La furgoneta ha ido dejando atrás los campos burgaleses y esa bruma que daba un aire fantasmal a la carretera. Al entrar en Bilbao, con un generoso sol de invierno, Martín, road manager del grupo, repasa la hoja de ruta de la jornada. Un minuto después, Boba exclama: “Bilbao, ¡qué ciudad más guapa!”. Si León Benavente transmite algo es que es una banda real, de las de verdad, en su concepto clásico. Un grupo donde la suma de las partes es más importante que las individualidades. Todos brillan en beneficio del conjunto. “Una banda es la familia que eliges”, apunta su guitarrista. “Nunca tuvimos un plan b. Eso quizá fue clave”, añade. “Hemos pasado por muchas etapas y hemos tenido altibajos, pero, después de 20 años, nuestro objetivo es seguir juntos y mirar al futuro”, indica el baterista. “Cuando empezamos dijimos ‘hacemos cinco discos y ya está’. Y, de repente, ya llevamos cinco discos”, recuerda Boba. Por el camino, dejaron Warner, una de las grandes discográficas, y se hicieron independientes y ahora se autogestionan. “El contrato con Warner no se renovó como no se renueva una suscripción de Amazon. Supongo que en su día cogieron muchas bandas y, luego, como todo va muy rápido en esta industria, estaban más interesados en otro tipo de músicos”, explica el baterista.

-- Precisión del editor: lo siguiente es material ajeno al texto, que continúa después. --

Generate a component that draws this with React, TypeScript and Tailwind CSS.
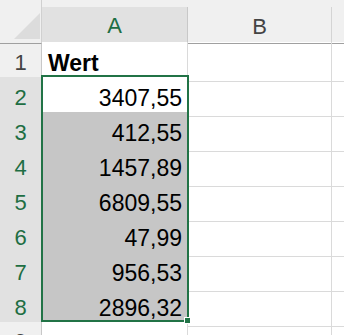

Como señala Boba, Nueva sinfonía sobre el caos recoge mucho de esta última etapa del viaje. Solo basta escuchar canciones como ‘A la moda’ o ‘Qué cruel’. “Nosotros alimentamos nuestra propia ilusión viviendo el presente y siendo como somos”, afirma. También recoge mucho de ese bisturí lírico de León Benavente, punzante y que no deja rehenes, dibujando todo un paisaje de desorientados, frustrados y supervivientes del mundo moderno donde se reúnen tanto los de la generación X como los mileniales. En definitiva, todos los seres que, como se dice en ‘Ayer salí’, alguna vez han sabido lo que es tener “las mismas caras ausentes mientras el mundo seguía su curso ahí fuera”. “Creo que somos un grupo empático con lo que sucede alrededor de las personas. No somos dogmáticos. Se puede decir que hacemos crónica de nuestros tiempos”, reflexiona Verdú. A lo que Boba apunta que lo que la gente ve sobre el escenario son cuatro músicos que conectan entre ellos y que eso, lo de conectar, se transmite sin trapa ni cartón al público. “Es como alcanzar el nirvana en la meditación”, indica Baos. “Te dejas llevar por la música y no piensas en nada más. A veces, son solo tres o cinco segundos, pero estás en otro sitio. Lo buscas con tal ahínco que en cada concierto esperas esos segundos en los que te elevas por encima de las nubes y ves desde ahí el puto sol”.
El concierto de Bilbao comienza en un sábado prenavideño que ya es en sí una fiesta. El público busca ese nirvana. En el camerino, entre tercios de cerveza y cigarros, los cuatro se han vuelto a consagrar a su objetivo: conectar. Sobre el escenario, con los decibelios a tope, Luis Rodríguez pide a la tercera canción al público que se anime. Hace gestos con cabeza y brazos. Busca conectar. Y entonces sucede. La gente se agita como poseída por una euforia que daría para otro reportaje. Mientras tanto, la furgoneta descansa en la calle con los cuatro sillones de la RAE esperando. Los sillones de la A, C, E y L. Abraham, César, Edu y Luis. La familia elegida. León Benavente. Visto lo visto y escuchado lo escuchado, habría que traducir RAE como Real Academia del Escenario. Porque es en ese sitio donde el académico con pelo blanco, como de plata madeja, y empujado locamente por la descarga eléctrica de los otros tres, ha cantado en pleno subidón un verso definitivo de ‘Baile existencialista’: “Querida, he estado pensando que solo quiero ver a la gente contenta. / ¡Que soy un privilegiado!”.